The great deception

July 4, 2025 in Uncategorized

Brendan McManus : : There is a curious thing in the main square in Santiago- a five star hotel spills residents out into the street to get their taxis. They are normally immaculately dressed in designer gear and lugging huge suitcases. Now there is a great irony here as just metres away, scores of jubilant pilgrims in t-shirts and shorts are celebrating the end of their Camino. Often it has been a tough, penitential journey with many moments of exhaustion, thirst, hunger and frustration. Yet the ones celebrating, the happy ones are the pilgrims, and the hotel guests in comparison are the ones that appear to be slightly dour; losing out, and the hotel guests in comparison are the ones that appear to be slightly dour; losing out, despite the apparent advantages of wealth.

The (Gospel) paradox is that despite the false materialistic advertising claims, there is little happiness in being rich, cosseted and protected. They are enslaved to the ‘look’, the appearance and the trivial ‘things’ that surround them and isolate them, an empty consumerism. The prioritisation of things over people.

In contrast, pilgrims have learned to live with very little, not to worry about appearances, to travel light and to focus on the important things: the inner (spiritual) life, relationships, immersion in nature and helping others. It is a metaphor for modern life: a spiritual simplicity and solidarity, or a complicated individualistic consumerism.

The Camino de Santiago is I believe an experience of God and the Gospel; it has an this very paradox at its heart: the more you move away from materialism, egoism and selfishness, the more happy you are with simple lifestyle, few things, connection with others/compassion and basic humility. This flies in the face of a contemporary world caught up in appearances, wealth and individualism. Most find it incredible that people would willing give up luxury, ease and self-centredness to live out of a backpack, stay in cheap shared accommodation and walk miles every day in the Iberian heat.

The Camino is essentially a centuries old penitential pilgrimage, yet the paradox is that it brings about great happiness and joy (not without cost) and releases people from the tyranny of empty materialism, modern over-thinking and self-centredness. The Camino is like therapy; a programme of recovery of basic humanity, embodied mindfulness and compassionate connection to others. And all on a shoestring budget in the bucolic rural north-west Spain!

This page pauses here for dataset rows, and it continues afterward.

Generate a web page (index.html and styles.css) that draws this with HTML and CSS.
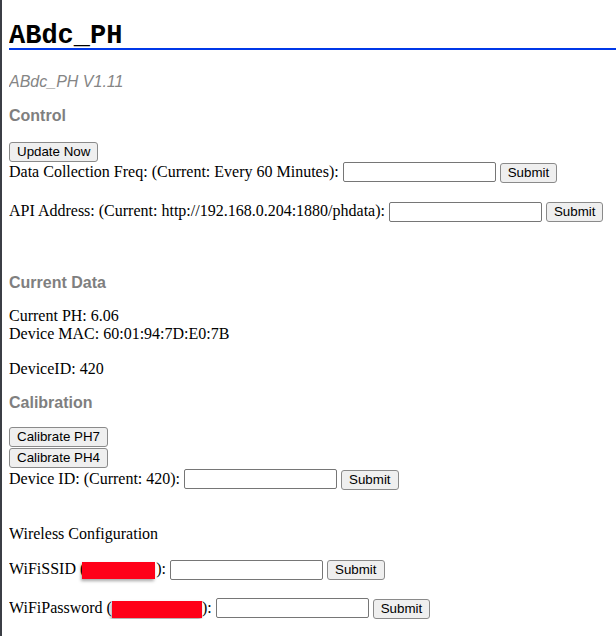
FILE: index.html
```html
<!DOCTYPE html>
<html>
<head>
<meta charset="utf-8">
<title>ABdc_PH</title>
<link rel="stylesheet" href="styles.css">
</head>
<body>
<h1 class="title">ABdc_PH</h1>
<p class="version">ABdc_PH V1.11</p>

<h4 class="section s-control">Control</h4>
<div class="btn-row r-update"><button class="btn">Update Now</button></div>
<form class="row r-freq"><span class="label">Data Collection Freq: (Current: Every 60 Minutes):</span><input class="field" type="text"><button class="btn" type="button">Submit</button></form>
<form class="row r-api"><span class="label">API Address: (Current: http://192.168.0.204:1880/phdata):</span><input class="field" type="text"><button class="btn" type="button">Submit</button></form>

<h4 class="section s-data">Current Data</h4>
<p class="text t-ph">Current PH: 6.06<br>Device MAC: 60:01:94:7D:E0:7B</p>
<p class="text t-id">DeviceID: 420</p>

<h4 class="section s-cal">Calibration</h4>
<div class="btn-row r-ph7"><button class="btn">Calibrate PH7</button></div>
<div class="btn-row r-ph4"><button class="btn">Calibrate PH4</button></div>
<form class="row r-devid"><span class="label">Device ID: (Current: 420):</span><input class="field" type="text"><button class="btn" type="button">Submit</button></form>

<p class="text t-wireless">Wireless Configuration</p>
<form class="row r-ssid"><span class="label">WiFiSSID (<span class="redact redact-ssid"></span>):</span><input class="field" type="text"><button class="btn" type="button">Submit</button></form>
<form class="row r-pw"><span class="label">WiFiPassword (<span class="redact redact-pw"></span>):</span><input class="field" type="text"><button class="btn" type="button">Submit</button></form>
</body>
</html>
```

FILE: styles.css
```css
html {
  border-left: 2px solid #3b3e45;
  min-height: 100%;
  box-sizing: border-box;
  background: #fff;
}
body {
  margin: 0 0 0 7px;
  padding: 24px 0 0 0;
  font-family: "Liberation Serif", "Times New Roman", serif;
  font-size: 16px;
  line-height: 18px;
  color: #000;
  overflow: hidden;
}
.title {
  margin: 0;
  font-family: "Liberation Mono", "Courier New", monospace;
  font-weight: bold;
  font-size: 27px;
  line-height: 24px;
  border-bottom: 2px solid #0038e8;
}
.version {
  margin: 23px 0 0 0;
  font-family: "Liberation Sans", Arial, sans-serif;
  font-style: italic;
  color: #858585;
}
.section {
  margin: 0;
  font-family: "Liberation Sans", Arial, sans-serif;
  font-size: 16px;
  font-weight: bold;
  color: #7f7f7f;
}
.s-control { margin-top: 16px; }
.s-data { margin-top: 52px; }
.s-cal { margin-top: 16px; }
.text { margin: 0; }
.t-ph { margin-top: 15px; }
.t-id { margin-top: 17px; }
.t-wireless { margin-top: 35px; }

.btn-row { display: flex; }
.r-update { margin-top: 17px; }
.r-ph7 { margin-top: 15px; }
.r-ph4 { margin-top: 1px; }

.row {
  display: flex;
  align-items: baseline;
  gap: 4px;
  margin: 0;
}
.r-freq { margin-top: 0; }
.r-api { margin-top: 19px; }
.r-devid { margin-top: 1px; }
.r-ssid { margin-top: 17px; }
.r-pw { margin-top: 18px; }

.label { white-space: nowrap; }

.btn {
  box-sizing: border-box;
  height: 20px;
  padding: 0 7px;
  margin: 0;
  font-family: "Liberation Sans", Arial, sans-serif;
  font-size: 13.33px;
  line-height: 16px;
  color: #000;
  background: #efefef;
  border: 1px solid #8a8a8a;
  border-radius: 3px;
}
.field {
  box-sizing: border-box;
  width: 153px;
  height: 20px;
  margin: 0;
  padding: 1px 2px;
  font-family: "Liberation Sans", Arial, sans-serif;
  font-size: 13.33px;
  border: 1px solid #767676;
  border-radius: 2px;
  background: #fff;
}
.redact {
  display: inline-block;
  height: 17px;
  vertical-align: -5px;
  background: #ff0018;
  box-shadow: -1px 2px 3px rgba(0, 0, 0, 0.35);
}
.redact-ssid { width: 73px; margin-left: -3px; margin-right: 1px; }
.redact-pw { width: 90px; }
```
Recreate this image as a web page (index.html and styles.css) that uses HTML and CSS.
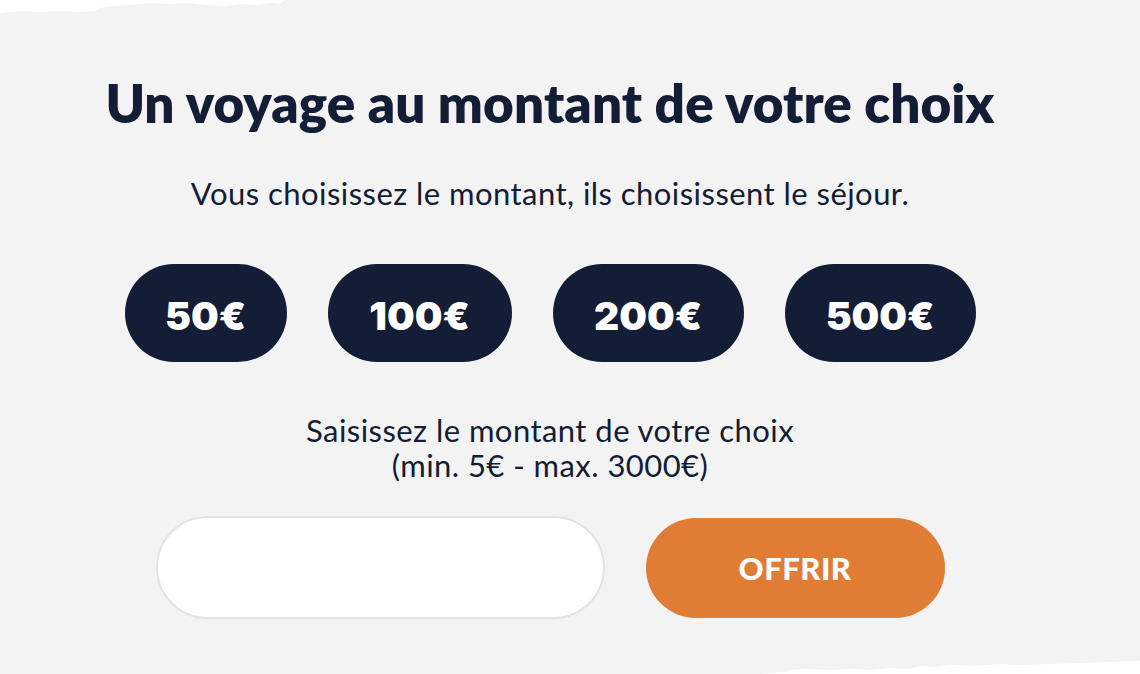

The Camino invitation is this: step out of your fears and enslavement and get on the road, open yourself up to life, providence and possibility. We are all pilgrims in this world ultimately, just passing through, so embrace it now: you can’t take that stuff with you. It will not be easy but it is certainly rewarding: just ask any of the thousands of pilgrims who have lived that inner transformation. Better still, just look at the smile on their faces!